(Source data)
- - - -
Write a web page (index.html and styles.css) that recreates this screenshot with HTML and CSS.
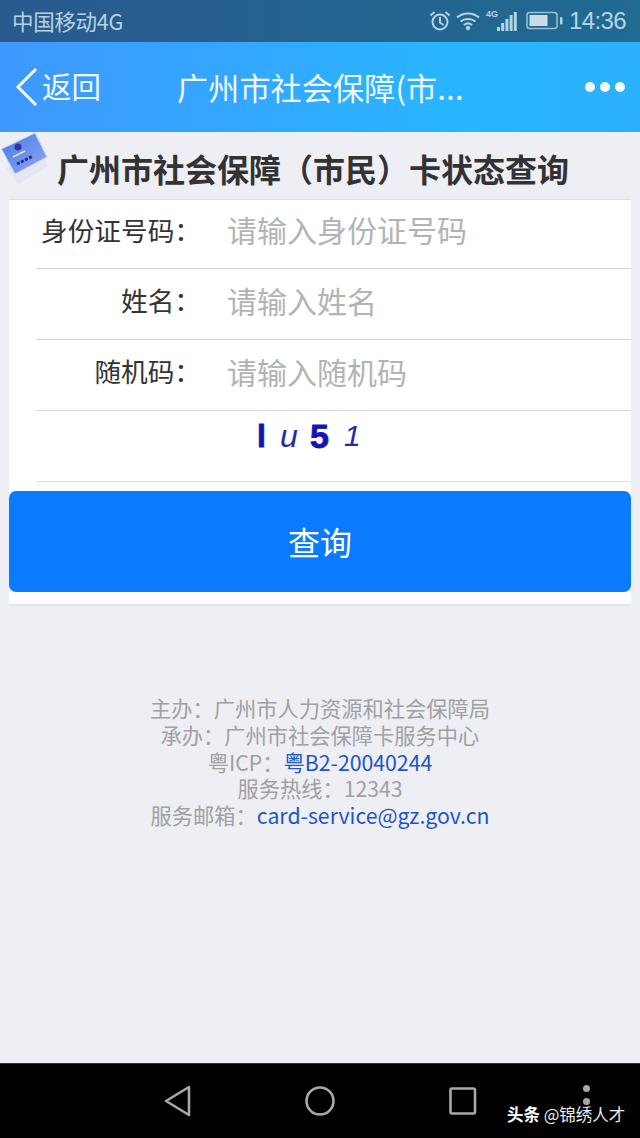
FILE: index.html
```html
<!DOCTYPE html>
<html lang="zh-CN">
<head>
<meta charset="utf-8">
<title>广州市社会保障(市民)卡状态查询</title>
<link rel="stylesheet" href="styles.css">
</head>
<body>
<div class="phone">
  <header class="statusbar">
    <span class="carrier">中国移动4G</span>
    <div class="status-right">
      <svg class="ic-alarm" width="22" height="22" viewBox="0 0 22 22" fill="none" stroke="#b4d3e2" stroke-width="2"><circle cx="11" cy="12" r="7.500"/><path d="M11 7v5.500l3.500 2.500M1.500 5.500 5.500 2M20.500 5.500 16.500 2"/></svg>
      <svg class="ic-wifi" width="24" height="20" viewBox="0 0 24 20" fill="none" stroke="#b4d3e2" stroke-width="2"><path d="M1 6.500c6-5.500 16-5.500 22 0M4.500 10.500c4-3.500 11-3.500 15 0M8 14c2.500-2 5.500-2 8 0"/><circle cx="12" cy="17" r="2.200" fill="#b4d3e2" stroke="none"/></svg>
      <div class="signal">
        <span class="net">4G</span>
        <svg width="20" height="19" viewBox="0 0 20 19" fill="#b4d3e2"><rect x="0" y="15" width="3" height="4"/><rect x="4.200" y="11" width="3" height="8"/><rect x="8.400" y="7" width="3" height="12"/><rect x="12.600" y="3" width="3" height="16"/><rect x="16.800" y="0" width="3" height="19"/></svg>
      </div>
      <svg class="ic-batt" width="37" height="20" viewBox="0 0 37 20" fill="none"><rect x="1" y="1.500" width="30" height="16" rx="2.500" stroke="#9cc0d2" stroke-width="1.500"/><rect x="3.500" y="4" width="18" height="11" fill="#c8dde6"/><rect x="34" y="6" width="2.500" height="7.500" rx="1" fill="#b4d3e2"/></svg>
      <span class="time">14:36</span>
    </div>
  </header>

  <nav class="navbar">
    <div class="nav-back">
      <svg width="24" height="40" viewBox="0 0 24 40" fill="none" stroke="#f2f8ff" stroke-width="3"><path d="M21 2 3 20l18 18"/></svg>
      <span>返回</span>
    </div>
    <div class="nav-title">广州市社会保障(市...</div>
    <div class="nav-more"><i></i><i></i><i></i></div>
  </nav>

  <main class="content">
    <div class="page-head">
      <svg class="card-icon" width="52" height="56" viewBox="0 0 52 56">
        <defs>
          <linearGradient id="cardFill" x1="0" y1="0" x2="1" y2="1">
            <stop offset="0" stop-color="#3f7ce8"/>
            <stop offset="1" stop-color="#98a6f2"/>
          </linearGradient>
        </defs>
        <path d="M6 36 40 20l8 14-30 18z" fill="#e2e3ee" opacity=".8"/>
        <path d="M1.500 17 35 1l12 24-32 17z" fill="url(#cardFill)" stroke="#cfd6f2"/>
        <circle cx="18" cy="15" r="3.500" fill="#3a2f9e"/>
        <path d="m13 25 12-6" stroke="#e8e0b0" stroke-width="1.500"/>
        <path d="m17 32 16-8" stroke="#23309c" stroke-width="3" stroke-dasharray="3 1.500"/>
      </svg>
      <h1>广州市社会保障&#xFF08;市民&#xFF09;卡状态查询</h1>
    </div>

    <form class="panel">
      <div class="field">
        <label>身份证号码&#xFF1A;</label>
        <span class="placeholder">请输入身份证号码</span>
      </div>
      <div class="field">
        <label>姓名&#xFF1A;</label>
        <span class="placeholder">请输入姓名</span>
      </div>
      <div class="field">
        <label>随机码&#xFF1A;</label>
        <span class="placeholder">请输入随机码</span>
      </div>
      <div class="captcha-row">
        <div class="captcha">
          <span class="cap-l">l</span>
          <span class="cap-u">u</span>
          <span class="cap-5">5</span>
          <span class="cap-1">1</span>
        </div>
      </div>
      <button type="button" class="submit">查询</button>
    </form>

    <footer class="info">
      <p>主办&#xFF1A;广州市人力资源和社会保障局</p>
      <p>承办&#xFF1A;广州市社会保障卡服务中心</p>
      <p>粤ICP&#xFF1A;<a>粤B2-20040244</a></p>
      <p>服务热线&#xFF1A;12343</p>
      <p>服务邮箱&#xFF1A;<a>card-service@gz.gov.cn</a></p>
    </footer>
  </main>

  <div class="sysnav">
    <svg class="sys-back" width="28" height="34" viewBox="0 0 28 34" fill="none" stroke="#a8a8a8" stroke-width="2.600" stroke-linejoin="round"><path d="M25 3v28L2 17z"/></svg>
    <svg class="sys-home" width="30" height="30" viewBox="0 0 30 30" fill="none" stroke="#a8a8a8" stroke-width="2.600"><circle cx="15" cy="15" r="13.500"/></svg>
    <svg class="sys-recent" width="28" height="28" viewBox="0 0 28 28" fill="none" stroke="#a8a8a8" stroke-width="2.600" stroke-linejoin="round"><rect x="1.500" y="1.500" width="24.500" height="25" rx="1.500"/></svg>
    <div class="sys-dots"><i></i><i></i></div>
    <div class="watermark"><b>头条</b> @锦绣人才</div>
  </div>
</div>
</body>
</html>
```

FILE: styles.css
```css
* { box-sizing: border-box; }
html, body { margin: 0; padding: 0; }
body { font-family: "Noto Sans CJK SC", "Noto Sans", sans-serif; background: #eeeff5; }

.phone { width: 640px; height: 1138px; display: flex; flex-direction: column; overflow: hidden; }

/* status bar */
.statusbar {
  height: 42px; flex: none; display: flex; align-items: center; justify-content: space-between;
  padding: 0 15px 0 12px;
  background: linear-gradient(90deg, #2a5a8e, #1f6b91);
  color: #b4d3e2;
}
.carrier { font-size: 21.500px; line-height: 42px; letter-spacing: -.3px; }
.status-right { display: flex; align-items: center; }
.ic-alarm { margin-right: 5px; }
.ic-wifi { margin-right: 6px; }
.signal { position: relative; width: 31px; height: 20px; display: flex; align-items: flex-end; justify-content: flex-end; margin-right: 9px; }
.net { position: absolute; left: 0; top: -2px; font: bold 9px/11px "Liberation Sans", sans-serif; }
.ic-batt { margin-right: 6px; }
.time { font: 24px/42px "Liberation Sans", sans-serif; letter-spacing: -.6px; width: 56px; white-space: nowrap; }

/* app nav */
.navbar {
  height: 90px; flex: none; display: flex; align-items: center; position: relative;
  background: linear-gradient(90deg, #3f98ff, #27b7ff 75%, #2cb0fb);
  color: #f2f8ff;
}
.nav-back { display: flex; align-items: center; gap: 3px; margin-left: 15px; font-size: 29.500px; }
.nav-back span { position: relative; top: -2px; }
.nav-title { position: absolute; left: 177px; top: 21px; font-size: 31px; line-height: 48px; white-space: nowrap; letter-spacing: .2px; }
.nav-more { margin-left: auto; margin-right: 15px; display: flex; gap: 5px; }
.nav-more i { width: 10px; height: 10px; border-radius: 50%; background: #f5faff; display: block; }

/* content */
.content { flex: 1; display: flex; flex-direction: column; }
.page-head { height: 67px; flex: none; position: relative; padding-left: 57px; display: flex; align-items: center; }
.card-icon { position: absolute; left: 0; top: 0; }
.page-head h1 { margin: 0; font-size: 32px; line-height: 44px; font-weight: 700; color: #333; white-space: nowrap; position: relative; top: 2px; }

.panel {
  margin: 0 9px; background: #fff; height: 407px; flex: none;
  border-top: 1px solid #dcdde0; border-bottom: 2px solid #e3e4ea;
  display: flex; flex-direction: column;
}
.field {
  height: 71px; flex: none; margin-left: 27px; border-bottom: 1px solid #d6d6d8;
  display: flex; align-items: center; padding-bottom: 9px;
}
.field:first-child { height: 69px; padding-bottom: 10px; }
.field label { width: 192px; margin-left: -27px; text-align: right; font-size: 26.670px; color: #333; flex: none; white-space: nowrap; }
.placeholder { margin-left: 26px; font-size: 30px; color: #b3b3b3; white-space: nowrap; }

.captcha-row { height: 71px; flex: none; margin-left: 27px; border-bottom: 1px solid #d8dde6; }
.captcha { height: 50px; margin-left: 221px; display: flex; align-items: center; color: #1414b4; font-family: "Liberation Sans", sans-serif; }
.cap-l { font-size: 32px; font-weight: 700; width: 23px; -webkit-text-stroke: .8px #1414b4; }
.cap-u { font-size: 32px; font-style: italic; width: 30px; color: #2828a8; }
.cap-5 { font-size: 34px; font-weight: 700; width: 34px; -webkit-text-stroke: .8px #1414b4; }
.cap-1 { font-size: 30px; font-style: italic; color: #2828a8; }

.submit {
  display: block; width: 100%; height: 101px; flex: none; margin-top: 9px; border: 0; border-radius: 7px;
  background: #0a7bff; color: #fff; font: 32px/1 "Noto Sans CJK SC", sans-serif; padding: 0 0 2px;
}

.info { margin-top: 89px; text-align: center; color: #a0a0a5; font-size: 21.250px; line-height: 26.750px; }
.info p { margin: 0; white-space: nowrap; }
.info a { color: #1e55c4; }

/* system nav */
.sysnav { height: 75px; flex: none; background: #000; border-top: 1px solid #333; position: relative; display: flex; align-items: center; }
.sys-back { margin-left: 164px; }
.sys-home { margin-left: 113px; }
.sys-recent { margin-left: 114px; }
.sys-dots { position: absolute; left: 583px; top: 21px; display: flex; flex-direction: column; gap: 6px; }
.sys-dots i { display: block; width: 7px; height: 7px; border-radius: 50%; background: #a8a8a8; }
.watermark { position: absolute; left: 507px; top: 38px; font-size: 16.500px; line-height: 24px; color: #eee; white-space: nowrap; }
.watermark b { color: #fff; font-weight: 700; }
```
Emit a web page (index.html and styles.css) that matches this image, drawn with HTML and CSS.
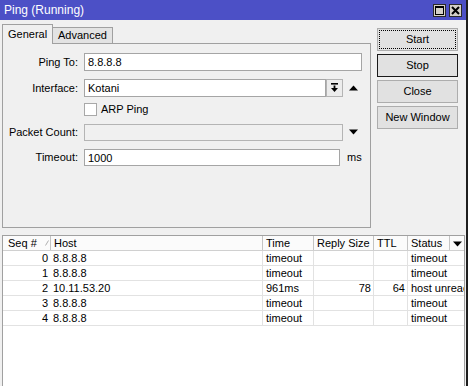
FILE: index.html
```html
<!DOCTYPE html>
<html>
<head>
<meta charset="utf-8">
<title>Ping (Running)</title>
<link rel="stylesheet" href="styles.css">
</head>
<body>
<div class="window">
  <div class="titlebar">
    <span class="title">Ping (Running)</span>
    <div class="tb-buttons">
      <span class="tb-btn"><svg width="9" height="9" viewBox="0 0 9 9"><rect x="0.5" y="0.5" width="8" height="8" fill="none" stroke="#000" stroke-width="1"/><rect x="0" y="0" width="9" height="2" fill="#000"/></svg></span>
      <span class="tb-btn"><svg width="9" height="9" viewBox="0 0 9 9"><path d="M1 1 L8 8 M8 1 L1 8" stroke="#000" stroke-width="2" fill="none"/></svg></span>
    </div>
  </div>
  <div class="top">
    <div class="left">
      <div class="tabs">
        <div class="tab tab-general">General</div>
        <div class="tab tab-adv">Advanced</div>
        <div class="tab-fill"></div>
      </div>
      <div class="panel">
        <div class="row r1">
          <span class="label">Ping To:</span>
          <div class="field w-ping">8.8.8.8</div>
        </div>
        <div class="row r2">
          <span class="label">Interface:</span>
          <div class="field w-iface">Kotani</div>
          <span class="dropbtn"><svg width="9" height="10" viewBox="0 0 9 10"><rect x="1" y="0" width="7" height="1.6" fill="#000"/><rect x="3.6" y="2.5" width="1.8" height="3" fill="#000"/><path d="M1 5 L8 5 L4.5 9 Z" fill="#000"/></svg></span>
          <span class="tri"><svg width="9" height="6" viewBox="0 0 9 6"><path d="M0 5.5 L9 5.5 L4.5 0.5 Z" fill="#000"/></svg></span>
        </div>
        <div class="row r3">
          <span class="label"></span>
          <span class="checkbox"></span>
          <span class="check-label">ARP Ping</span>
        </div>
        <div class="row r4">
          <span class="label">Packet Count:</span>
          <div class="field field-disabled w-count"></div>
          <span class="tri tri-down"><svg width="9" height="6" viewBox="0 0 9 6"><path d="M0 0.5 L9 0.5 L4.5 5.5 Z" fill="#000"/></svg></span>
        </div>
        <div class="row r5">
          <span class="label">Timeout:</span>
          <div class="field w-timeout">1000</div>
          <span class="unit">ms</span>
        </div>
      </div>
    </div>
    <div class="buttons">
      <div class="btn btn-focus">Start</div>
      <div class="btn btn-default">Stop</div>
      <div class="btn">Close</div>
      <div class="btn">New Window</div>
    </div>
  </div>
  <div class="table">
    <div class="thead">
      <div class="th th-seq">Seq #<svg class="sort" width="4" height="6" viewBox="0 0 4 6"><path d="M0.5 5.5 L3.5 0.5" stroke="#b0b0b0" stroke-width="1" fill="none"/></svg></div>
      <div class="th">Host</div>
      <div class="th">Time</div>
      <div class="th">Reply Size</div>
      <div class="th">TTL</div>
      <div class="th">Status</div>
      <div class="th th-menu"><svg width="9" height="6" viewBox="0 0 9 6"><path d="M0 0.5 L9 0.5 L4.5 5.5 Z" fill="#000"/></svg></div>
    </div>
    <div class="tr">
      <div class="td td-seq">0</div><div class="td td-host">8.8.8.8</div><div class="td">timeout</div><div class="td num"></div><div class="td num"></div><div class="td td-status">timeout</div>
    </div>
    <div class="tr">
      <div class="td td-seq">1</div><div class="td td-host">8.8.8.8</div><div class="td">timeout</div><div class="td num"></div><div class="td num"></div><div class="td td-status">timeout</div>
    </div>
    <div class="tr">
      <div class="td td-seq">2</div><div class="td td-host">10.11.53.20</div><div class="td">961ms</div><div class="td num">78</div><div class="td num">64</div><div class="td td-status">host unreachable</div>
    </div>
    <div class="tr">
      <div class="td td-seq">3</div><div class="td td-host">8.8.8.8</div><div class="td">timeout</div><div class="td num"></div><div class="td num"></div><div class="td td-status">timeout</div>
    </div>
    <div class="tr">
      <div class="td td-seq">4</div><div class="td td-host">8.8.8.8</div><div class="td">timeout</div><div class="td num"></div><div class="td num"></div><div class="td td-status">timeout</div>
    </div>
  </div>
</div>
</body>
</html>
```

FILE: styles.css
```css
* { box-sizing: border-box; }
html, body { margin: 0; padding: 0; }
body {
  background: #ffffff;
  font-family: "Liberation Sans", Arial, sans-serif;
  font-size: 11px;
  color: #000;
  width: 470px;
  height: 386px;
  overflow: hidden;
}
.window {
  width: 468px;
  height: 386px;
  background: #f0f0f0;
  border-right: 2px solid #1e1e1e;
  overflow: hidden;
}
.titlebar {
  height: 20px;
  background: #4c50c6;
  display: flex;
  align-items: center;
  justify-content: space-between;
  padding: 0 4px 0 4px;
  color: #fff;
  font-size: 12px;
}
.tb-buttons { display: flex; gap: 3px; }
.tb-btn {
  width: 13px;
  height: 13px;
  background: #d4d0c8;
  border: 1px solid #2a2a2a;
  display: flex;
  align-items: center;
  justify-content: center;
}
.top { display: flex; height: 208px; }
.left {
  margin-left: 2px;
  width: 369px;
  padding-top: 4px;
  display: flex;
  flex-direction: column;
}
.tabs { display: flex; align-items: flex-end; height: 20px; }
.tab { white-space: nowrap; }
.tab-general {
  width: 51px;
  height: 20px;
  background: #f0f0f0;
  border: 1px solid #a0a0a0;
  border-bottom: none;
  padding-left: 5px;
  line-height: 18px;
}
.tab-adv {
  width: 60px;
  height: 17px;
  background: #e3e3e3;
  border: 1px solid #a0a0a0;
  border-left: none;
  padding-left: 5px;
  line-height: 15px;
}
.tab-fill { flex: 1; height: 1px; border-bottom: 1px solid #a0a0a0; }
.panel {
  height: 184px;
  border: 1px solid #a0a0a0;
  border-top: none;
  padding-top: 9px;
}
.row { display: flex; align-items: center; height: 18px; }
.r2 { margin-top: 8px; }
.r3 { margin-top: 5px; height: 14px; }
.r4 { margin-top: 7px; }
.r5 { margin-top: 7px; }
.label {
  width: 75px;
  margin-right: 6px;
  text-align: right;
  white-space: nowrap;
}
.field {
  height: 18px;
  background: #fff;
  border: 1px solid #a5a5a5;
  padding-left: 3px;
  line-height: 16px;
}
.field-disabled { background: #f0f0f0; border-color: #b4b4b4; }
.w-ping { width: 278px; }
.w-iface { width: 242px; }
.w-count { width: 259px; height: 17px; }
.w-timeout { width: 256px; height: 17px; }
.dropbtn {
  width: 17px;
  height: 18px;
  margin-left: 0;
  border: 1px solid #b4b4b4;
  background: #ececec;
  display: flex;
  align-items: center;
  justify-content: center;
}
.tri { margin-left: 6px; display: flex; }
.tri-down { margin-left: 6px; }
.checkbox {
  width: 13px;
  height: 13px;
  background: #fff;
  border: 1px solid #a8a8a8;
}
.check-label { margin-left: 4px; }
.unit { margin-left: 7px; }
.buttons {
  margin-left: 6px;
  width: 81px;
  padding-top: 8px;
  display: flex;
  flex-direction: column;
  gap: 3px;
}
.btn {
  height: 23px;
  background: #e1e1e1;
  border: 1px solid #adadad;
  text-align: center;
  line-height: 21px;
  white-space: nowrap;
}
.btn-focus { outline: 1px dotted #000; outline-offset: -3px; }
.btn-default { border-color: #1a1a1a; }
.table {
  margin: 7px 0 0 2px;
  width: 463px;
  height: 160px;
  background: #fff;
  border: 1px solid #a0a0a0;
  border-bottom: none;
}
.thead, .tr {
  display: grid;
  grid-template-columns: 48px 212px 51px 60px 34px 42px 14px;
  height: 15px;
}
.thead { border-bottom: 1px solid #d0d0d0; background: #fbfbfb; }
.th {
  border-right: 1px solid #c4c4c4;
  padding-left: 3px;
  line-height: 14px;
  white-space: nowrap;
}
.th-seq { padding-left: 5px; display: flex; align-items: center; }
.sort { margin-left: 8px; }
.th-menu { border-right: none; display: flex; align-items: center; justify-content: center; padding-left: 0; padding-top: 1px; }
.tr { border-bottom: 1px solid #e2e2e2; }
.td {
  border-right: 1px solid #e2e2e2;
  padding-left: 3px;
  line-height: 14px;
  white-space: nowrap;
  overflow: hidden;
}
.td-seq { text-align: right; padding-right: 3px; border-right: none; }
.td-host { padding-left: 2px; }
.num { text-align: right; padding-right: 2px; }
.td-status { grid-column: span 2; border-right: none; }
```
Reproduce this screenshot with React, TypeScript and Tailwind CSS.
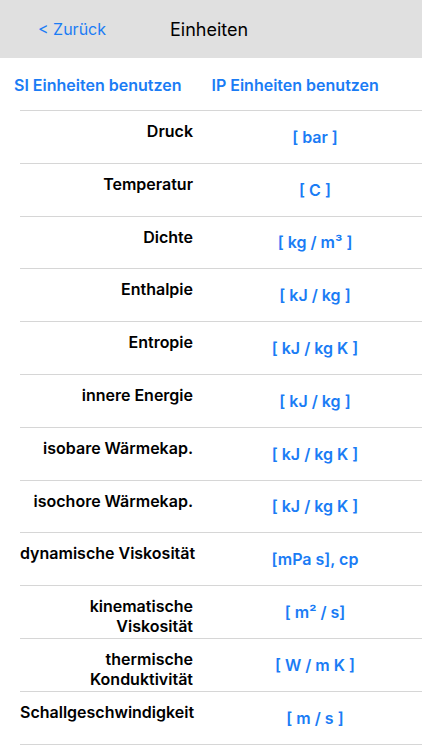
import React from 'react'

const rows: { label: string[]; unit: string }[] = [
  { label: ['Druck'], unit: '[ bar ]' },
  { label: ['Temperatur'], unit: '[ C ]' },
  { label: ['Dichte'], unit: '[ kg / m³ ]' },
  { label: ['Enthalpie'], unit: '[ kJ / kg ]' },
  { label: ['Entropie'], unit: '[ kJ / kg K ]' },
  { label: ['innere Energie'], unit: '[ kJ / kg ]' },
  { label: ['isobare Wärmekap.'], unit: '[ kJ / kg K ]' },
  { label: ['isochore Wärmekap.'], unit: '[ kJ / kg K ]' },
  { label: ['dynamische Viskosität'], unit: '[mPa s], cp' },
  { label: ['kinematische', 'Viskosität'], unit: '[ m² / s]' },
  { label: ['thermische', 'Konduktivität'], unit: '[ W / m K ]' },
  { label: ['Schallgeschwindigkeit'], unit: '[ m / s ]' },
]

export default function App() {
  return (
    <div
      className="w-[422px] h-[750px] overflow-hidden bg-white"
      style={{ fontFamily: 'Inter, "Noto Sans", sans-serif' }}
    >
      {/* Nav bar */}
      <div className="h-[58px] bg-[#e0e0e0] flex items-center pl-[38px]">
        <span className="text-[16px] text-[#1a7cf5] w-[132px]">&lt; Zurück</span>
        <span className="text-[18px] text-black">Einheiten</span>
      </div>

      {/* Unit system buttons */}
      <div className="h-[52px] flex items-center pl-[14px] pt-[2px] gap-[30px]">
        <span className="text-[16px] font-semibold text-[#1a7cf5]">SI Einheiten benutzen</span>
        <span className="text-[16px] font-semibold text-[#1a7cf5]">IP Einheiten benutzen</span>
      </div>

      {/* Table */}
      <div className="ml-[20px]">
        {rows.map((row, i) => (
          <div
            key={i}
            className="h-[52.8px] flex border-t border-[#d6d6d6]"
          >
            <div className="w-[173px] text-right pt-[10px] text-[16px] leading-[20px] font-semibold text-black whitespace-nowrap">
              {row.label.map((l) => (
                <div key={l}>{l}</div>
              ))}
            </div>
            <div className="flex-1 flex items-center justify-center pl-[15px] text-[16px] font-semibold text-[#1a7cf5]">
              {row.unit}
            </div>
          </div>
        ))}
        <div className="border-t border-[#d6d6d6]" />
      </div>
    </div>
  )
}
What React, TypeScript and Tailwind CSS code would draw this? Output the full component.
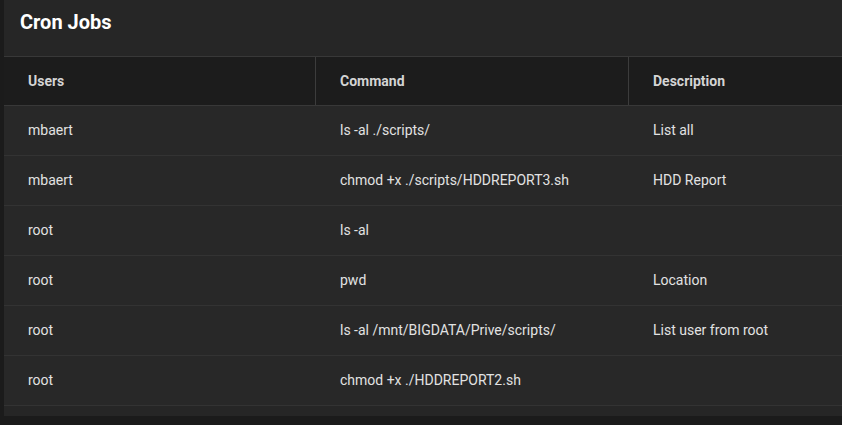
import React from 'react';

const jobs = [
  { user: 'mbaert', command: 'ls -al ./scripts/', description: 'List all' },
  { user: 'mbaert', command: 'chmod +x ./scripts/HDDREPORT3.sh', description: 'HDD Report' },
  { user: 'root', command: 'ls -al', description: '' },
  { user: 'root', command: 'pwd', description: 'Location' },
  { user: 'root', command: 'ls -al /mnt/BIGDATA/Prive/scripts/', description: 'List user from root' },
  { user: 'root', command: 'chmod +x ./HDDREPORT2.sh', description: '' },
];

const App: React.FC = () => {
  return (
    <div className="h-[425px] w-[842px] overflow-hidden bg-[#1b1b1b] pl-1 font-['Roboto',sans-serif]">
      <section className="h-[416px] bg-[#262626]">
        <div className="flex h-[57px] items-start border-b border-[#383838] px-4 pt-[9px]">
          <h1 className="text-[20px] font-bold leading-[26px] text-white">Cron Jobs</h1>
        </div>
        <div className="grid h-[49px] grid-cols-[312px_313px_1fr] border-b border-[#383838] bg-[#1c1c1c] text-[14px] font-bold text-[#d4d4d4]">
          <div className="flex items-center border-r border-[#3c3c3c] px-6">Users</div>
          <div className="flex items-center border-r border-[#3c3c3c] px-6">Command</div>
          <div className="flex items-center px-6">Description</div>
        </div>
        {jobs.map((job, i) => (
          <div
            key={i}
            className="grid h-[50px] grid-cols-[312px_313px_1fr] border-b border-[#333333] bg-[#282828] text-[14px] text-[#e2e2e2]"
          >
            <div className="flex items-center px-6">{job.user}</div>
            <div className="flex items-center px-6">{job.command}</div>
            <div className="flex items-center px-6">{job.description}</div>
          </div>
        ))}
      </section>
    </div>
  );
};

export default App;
- - - -
To be done: No pictures belong in the copy; quote exactly the lines from the line containing "What React, TypeScript" through the final line of the material, both ends included.

Result of the exercise:
What React, TypeScript and Tailwind CSS code would draw this? Output the full component.
import React from 'react';

const jobs = [
  { user: 'mbaert', command: 'ls -al ./scripts/', description: 'List all' },
  { user: 'mbaert', command: 'chmod +x ./scripts/HDDREPORT3.sh', description: 'HDD Report' },
  { user: 'root', command: 'ls -al', description: '' },
  { user: 'root', command: 'pwd', description: 'Location' },
  { user: 'root', command: 'ls -al /mnt/BIGDATA/Prive/scripts/', description: 'List user from root' },
  { user: 'root', command: 'chmod +x ./HDDREPORT2.sh', description: '' },
];

const App: React.FC = () => {
  return (
    <div className="h-[425px] w-[842px] overflow-hidden bg-[#1b1b1b] pl-1 font-['Roboto',sans-serif]">
      <section className="h-[416px] bg-[#262626]">
        <div className="flex h-[57px] items-start border-b border-[#383838] px-4 pt-[9px]">
          <h1 className="text-[20px] font-bold leading-[26px] text-white">Cron Jobs</h1>
        </div>
        <div className="grid h-[49px] grid-cols-[312px_313px_1fr] border-b border-[#383838] bg-[#1c1c1c] text-[14px] font-bold text-[#d4d4d4]">
          <div className="flex items-center border-r border-[#3c3c3c] px-6">Users</div>
          <div className="flex items-center border-r border-[#3c3c3c] px-6">Command</div>
          <div className="flex items-center px-6">Description</div>
        </div>
        {jobs.map((job, i) => (
          <div
            key={i}
            className="grid h-[50px] grid-cols-[312px_313px_1fr] border-b border-[#333333] bg-[#282828] text-[14px] text-[#e2e2e2]"
          >
            <div className="flex items-center px-6">{job.user}</div>
            <div className="flex items-center px-6">{job.command}</div>
            <div className="flex items-center px-6">{job.description}</div>
          </div>
        ))}
      </section>
    </div>
  );
};

export default App;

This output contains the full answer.